Post colostrum feeding, beef calves are removed from their dam and placed in a pen with one to two other beef calves and teat fed Volac Blossom milk powder for a week. This trains them to nipple feed before being moved to a larger pen of five calves to ad-lib feed off a milk warmer. Their stay at Halton Farms is relatively short since a beef calf buyer comes once a week to take the three-week old calves.

Find out more about Volac Blossom

Dairy heifer calves are moved into a training pen post colostrum bottle feeding, where they are trained on to Volac’s Förster Technik Vario Smart Feeder, which feeds them up to 10 litres of milk per day. For the first week, calves are kept in the training pen and fed Volac Heiferlac powder before being transitioned to a larger group.

“This machine has been pivotal to our replacement heifer rearing programme. Calves wear collars with sensors that track how much and how many times they are feeding. All this data can then be tracked on the Calf App on the iPad so I can monitor calf performance from the other side of the farm, my kitchen or even on holiday via the CalfCloud,” Karen says. “Intake decreases and less feeder visits often signals the early stages of an ill calf before we can physically see it. These calves go through a lot during their first few weeks of life –from being moved twice shortly after being born, the change from colostrum to powder and socialisation with other calves, making it essential we keep a close eye on their health.”

Along with data tracking, which also includes daily liveweight gain, the machine takes pressure off the labour intensities of rearing calves, with the ability to feed 120 calves at a time and self-clean and self-calibrate. It also weans calves based on the farm’s age-based weaning programme; downward step feeding starts at day 21 before calves are weaned at 56 days of age.

The perfect dairy cow

Along with developing their own calf rearing unit, the Halton’s have also been on the journey of breeding the perfect dairy cow by transitioning their herd to ProCROSS. This three-way composite breed of Swedish Red, Montbéliarde and Holstein genetics is keeping a significant amount of money in the business, says Tom.
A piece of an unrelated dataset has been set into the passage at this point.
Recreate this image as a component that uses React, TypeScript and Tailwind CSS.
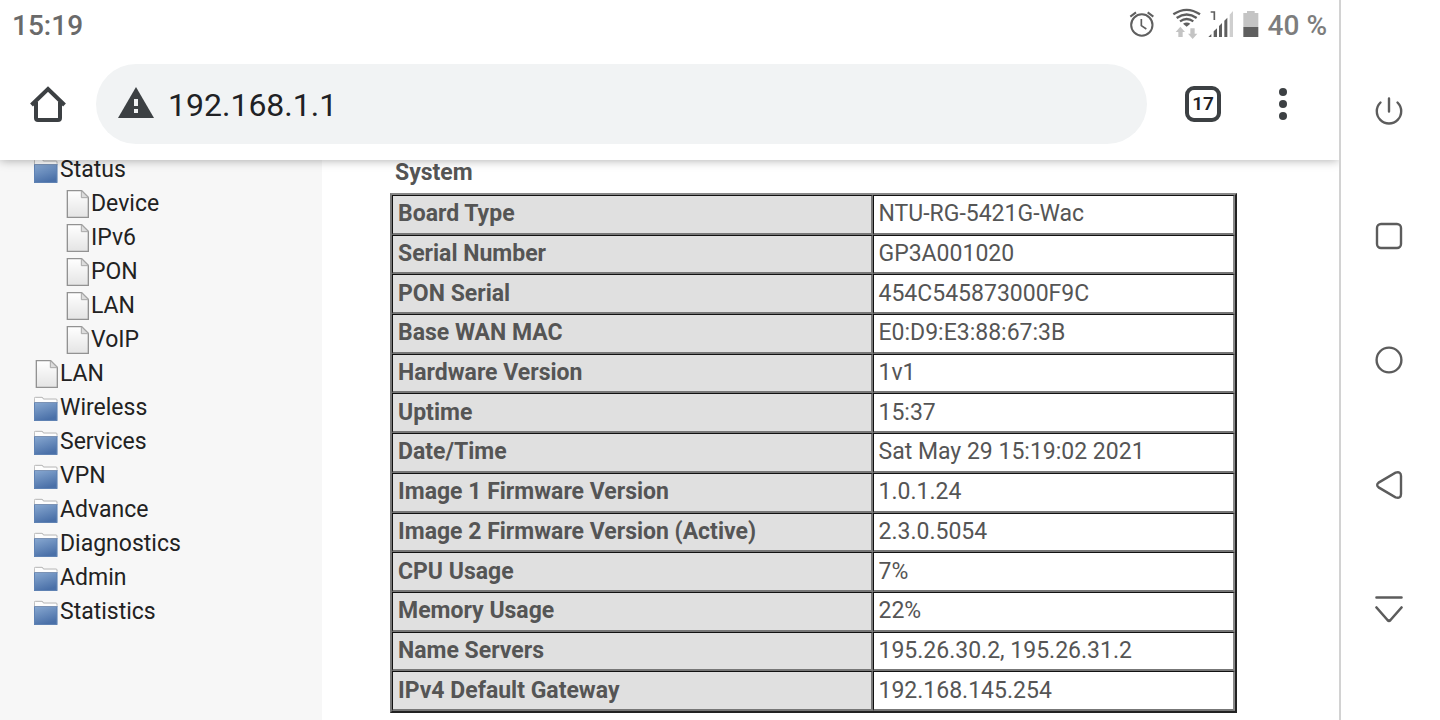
import {ReactNode} from 'react';

interface MenuItem {
    label: string;
    icon: "folder" | "page";
    children?: MenuItem[];
}

interface IconButtonProps {
    label: string;
    className?: string;
    children: ReactNode;
}

const menu: MenuItem[] = [
    {
        label: "Status",
        icon: "folder",
        children: [
            {label: "Device", icon: "page"},
            {label: "IPv6", icon: "page"},
            {label: "PON", icon: "page"},
            {label: "LAN", icon: "page"},
            {label: "VoIP", icon: "page"},
        ],
    },
    {label: "LAN", icon: "page"},
    {label: "Wireless", icon: "folder"},
    {label: "Services", icon: "folder"},
    {label: "VPN", icon: "folder"},
    {label: "Advance", icon: "folder"},
    {label: "Diagnostics", icon: "folder"},
    {label: "Admin", icon: "folder"},
    {label: "Statistics", icon: "folder"},
];

const systemInfo = [
    ["Board Type", "NTU-RG-5421G-Wac"],
    ["Serial Number", "GP3A001020"],
    ["PON Serial", "454C545873000F9C"],
    ["Base WAN MAC", "E0:D9:E3:88:67:3B"],
    ["Hardware Version", "1v1"],
    ["Uptime", "15:37"],
    ["Date/Time", "Sat May 29 15:19:02 2021"],
    ["Image 1 Firmware Version", "1.0.1.24"],
    ["Image 2 Firmware Version (Active)", "2.3.0.5054"],
    ["CPU Usage", "7%"],
    ["Memory Usage", "22%"],
    ["Name Servers", "195.26.30.2, 195.26.31.2"],
    ["IPv4 Default Gateway", "192.168.145.254"],
];

const FolderIcon = () => (
    <svg className="h-7 w-6 shrink-0" viewBox="42 222 72 84" aria-hidden="true">
        <defs>
            <linearGradient id="folder" x1="0" y1="0" x2="0.4" y2="1">
                <stop offset="0" stopColor="#8aaad2"/>
                <stop offset="1" stopColor="#4a70a8"/>
            </linearGradient>
        </defs>
        <path d="M43 248V235q0-3 3-3h20q3 0 4 4h38q3 0 3 3v9z" fill="#fdfdfd"/>
        <path d="M43 247V235q0-3 3-3h20q3 0 4 5h38q3 0 3 3v5" fill="none" stroke="#b4b4b4" strokeWidth="3"/>
        <rect x="42" y="246" width="70" height="57" fill="url(#folder)"/>
        <path d="M43.500 246v55.500h67V246" fill="none" stroke="#5f82b3" strokeWidth="3"/>
        <path d="M42 247.500h70" stroke="#7b92b4" strokeWidth="3"/>
    </svg>
);

const PageIcon = () => (
    <svg className="h-7 w-6 shrink-0" viewBox="41 118 72 84" aria-hidden="true">
        <defs>
            <linearGradient id="page" x1="0" y1="0" x2="0" y2="1">
                <stop offset="0" stopColor="#ffffff"/>
                <stop offset="1" stopColor="#e4e4e4"/>
            </linearGradient>
        </defs>
        <path d="M48 120h43l20 20v60H48z" fill="url(#page)" stroke="#929292" strokeWidth="4"/>
        <path d="M90 120v21h21z" fill="#dcdcdc" stroke="#a8a8a8" strokeWidth="3"/>
    </svg>
);

const AlarmIcon = () => (
    <svg className="h-8 w-[26px]" viewBox="56 24 78 96" fill="none" stroke="#5f5f5f" aria-hidden="true">
        <circle cx="94.500" cy="75" r="32" strokeWidth="6"/>
        <path d="M93 57v20l15 10" strokeWidth="5"/>
        <path d="M60 50l17-13M112 37l17 13" strokeWidth="6"/>
    </svg>
);

const WifiIcon = () => (
    <svg className="h-8 w-[29px]" viewBox="183 24 87 96" aria-hidden="true">
        <g fill="none" stroke="#5f5f5f" strokeWidth="7">
            <path d="M187 43q40-27 80 0"/>
            <path d="M197 54q30-21 60 0"/>
            <path d="M207 64q20-14 40 0"/>
        </g>
        <path d="M216 71q11-7 22 0l-11 9z" fill="#5f5f5f"/>
        <path d="M208 80l14 16h-7v15h-13V96h-8zM245 117l-14-16h7V85h13v16h8z" fill="#c4c4c4"/>
    </svg>
);

const SignalIcon = () => (
    <svg className="h-8 w-[26px]" viewBox="291 24 78 96" aria-hidden="true">
        <path d="M299 36h11v24" fill="none" stroke="#5f5f5f" strokeWidth="5"/>
        <path d="M292 111l9-9v9zM308 111V94l10-9v26zM324 111V78l9-9v42zM340 111V62l9-9v58z" fill="#5f5f5f"/>
        <path d="M356 111V44l10-11v78z" fill="#cfcfcf"/>
    </svg>
);

const BatteryIcon = () => (
    <svg className="h-8 w-4" viewBox="398 24 48 96" aria-hidden="true">
        <path d="M410 33h23v6h11v42h-45V39h11z" fill="#c4c4c4"/>
        <path d="M399 81h45v30h-45z" fill="#5f5f5f"/>
    </svg>
);

const HomeIcon = () => (
    <svg className="size-9" viewBox="0 0 36 36" fill="none" stroke="#3c4043" strokeWidth="4" aria-hidden="true">
        <path d="M1.500 19L18 3l16.500 16" strokeLinejoin="miter"/>
        <path d="M6 16v16q0 2 2 2h20q2 0 2-2V16"/>
    </svg>
);

const IconButton = ({label, className = "", children}: IconButtonProps) => (
    <button type="button" aria-label={label} className={`flex shrink-0 items-center justify-center ${className}`}>
        {children}
    </button>
);

const StatusBar = () => (
    <div className="flex h-12 items-center justify-between px-3 text-[28px] leading-8 font-medium text-[#6a6a6a]">
        <time className="pt-1">15:19</time>
        <div className="flex items-center">
            <AlarmIcon/>
            <span className="ml-[17px]"><WifiIcon/></span>
            <span className="ml-[7px]"><SignalIcon/></span>
            <span className="ml-[9px]"><BatteryIcon/></span>
            <span className="ml-[9px] pt-1 text-[#7d7d7d]">40 %</span>
        </div>
    </div>
);

const Toolbar = () => (
    <div className="flex items-center py-4 pr-[52px] pl-[30px]">
        <IconButton label="Home"><HomeIcon/></IconButton>
        <label className="ml-[30px] flex h-20 flex-1 items-center rounded-full bg-[#f1f3f4] pr-10 pl-[21px]">
            <svg className="h-9 w-[38px] shrink-0" viewBox="0 0 38 36" aria-hidden="true">
                <path d="M19 1l18 31H1z" fill="#3c4043"/>
                <path d="M17 13h4v7h-4zM17 23h4v4h-4z" fill="#f1f3f4"/>
            </svg>
            <input
                type="text"
                aria-label="Address"
                defaultValue="192.168.1.1"
                className="ml-[13px] w-full min-w-0 bg-transparent pt-0.5 text-[32px] leading-10 text-[#202124] outline-none"
            />
        </label>
        <IconButton
            label="Open tabs"
            className="ml-[38px] size-9 rounded-[9px] border-4 border-[#3c4043] text-[19px] font-semibold text-[#202124]"
        >
            17
        </IconButton>
        <IconButton label="More" className="ml-[58px] flex-col gap-1">
            <span className="size-2 rounded-full bg-[#3c4043]"/>
            <span className="size-2 rounded-full bg-[#3c4043]"/>
            <span className="size-2 rounded-full bg-[#3c4043]"/>
        </IconButton>
    </div>
);

const MenuLink = ({item, nested}: { item: MenuItem; nested?: boolean }) => (
    <li>
        <a href="#" className={`flex h-[34px] items-center gap-0.5 ${nested ? "pl-[65px]" : "pl-[34px]"}`}>
            {item.icon === "folder" ? <FolderIcon/> : <PageIcon/>}
            {item.label}
        </a>
        {item.children && (
            <ul>
                {item.children.map((child) => <MenuLink key={child.label} item={child} nested/>)}
            </ul>
        )}
    </li>
);

const SystemTable = () => (
    <section className="min-w-0 flex-1 pr-[102px] pl-[68px] text-[#555]">
        <h2 className="pl-[5px] text-[23px] leading-[26px] font-bold">System</h2>
        <table className="mt-[7px] h-[520px] w-full border-separate border-spacing-0 border-2 border-t-[#888] border-r-[#222] border-b-[#222] border-l-[#777] text-left text-[23px] leading-7">
            <tbody>
                {systemInfo.map(([name, value]) => (
                    <tr key={name}>
                        <th
                            scope="row"
                            className="w-[57%] border border-r-2 border-b-2 border-t-[#111] border-r-[#777] border-b-[#777] border-l-[#111] bg-[#e0e0e0] px-[5px] font-bold"
                        >
                            {name}
                        </th>
                        <td className="border border-r-2 border-b-2 border-t-[#111] border-r-[#888] border-b-[#777] border-l-[#111] bg-white px-[5px]">
                            {value}
                        </td>
                    </tr>
                ))}
            </tbody>
        </table>
    </section>
);

const SystemNav = () => (
    <nav className="flex w-[101px] shrink-0 flex-col items-center justify-between border-l-2 border-[#d2d2d2] bg-white py-[97px] pr-[3px]">
        <IconButton label="Power">
            <svg className="size-7" viewBox="0 0 28 28" fill="none" stroke="#5c5c5c" strokeWidth="2.400" strokeLinecap="round">
                <path d="M14 1.500v13M5.500 5.500a12.200 12.200 0 1 0 17 0"/>
            </svg>
        </IconButton>
        <IconButton label="Recent apps">
            <svg className="size-7" viewBox="0 0 28 28" fill="none" stroke="#5c5c5c" strokeWidth="2.400">
                <rect x="2" y="2" width="24" height="24" rx="4"/>
            </svg>
        </IconButton>
        <IconButton label="Home screen">
            <svg className="size-7" viewBox="0 0 28 28" fill="none" stroke="#5c5c5c" strokeWidth="2.400">
                <circle cx="14" cy="14" r="12.400"/>
            </svg>
        </IconButton>
        <IconButton label="Back">
            <svg className="size-7" viewBox="0 0 28 28" fill="none" stroke="#5c5c5c" strokeWidth="2.400">
                <path d="M3.600 11.600L20.500 1.700Q26 0 26 5v18q0 5-5.500 3.300L3.600 16.400Q.800 14 3.600 11.600z"/>
            </svg>
        </IconButton>
        <IconButton label="Hide bar">
            <svg className="size-7" viewBox="0 0 28 28" fill="none" stroke="#5c5c5c" strokeWidth="2.600" strokeLinecap="round" strokeLinejoin="round">
                <path d="M1.500 2.500h25M1.500 12.500l11 12.500q1.500 1.500 3 0l11-12.500"/>
            </svg>
        </IconButton>
    </nav>
);

export default function App() {
    return (
        <div className="flex h-screen overflow-hidden bg-white font-[Roboto,'Liberation_Sans',sans-serif]">
            <div className="flex min-w-0 flex-1 flex-col overflow-hidden">
                <header className="relative z-10 bg-white shadow-[0_0_10px_rgba(0,0,0,0.35)]">
                    <StatusBar/>
                    <Toolbar/>
                </header>
                <main className="flex min-h-0 flex-1">
                    <aside className="w-[322px] shrink-0 bg-[#f7f7f7] text-[23px] leading-7 text-[#222]">
                        <ul className="-mt-[7px]">
                            {menu.map((item) => <MenuLink key={item.label} item={item}/>)}
                        </ul>
                    </aside>
                    <SystemTable/>
                </main>
            </div>
            <SystemNav/>
        </div>
    );
}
“When we started the transition, people would tell me we’d lose the value of the cows. But at the end of the day, what you sell them for isn’t relevant. We’re looking at the big picture in terms of production,” says Tom. “Because of the cross, we get the genetic benefits of heterosis, which is the uplift of positive traits passed down to progeny.”

According to him, while they are milking at 9,500 litres a year, the big pay-out is the increase in fertility and heifers reaching average calving age at 23 months.

“In 2010, our pregnancy rate was at 22 percent. And today we are at 30 percent,” he says. “The breed more than pays for itself with more calves on the ground. The increase in fertility alone is worth £44,000 a year. No one see’s that money – we’re not getting a cheque for it. But it’s also not leaving the farm.”

While their breeding programme gives calves the genetic opportunity to go on and perform well, both Tom and Karen say this wouldn’t be possible without proper calf management in the rearing stage.

“Their health, their nutrition – all of this directly correlates into how they perform later in life,” Karen says. “Not only are we giving our calves a strong start, but the ability to reach their genetic potential.”

A focus on health

“There are a lot of happy cows in here,” Karen says as she walks through Halton Farms main cow shed. High ceilings, wide passage ways and daily cleaned sand beds are just one of the components to the operation’s herd health programme.

halton farm

Calves, which are housed in a dry, well ventilated building, are given clean straw beds in small batch pens that are disinfected between use. At 7-10 days of age, an intranasal is administered to help protect against respiratory disease. They are also later vaccinated against BVD, leptospirosis, IBR and Salmonella.

“We also pull groups of calves at random to test their immunoglobulin levels to make sure they are receiving adequate passive transfer from colostrum,” explains Karen.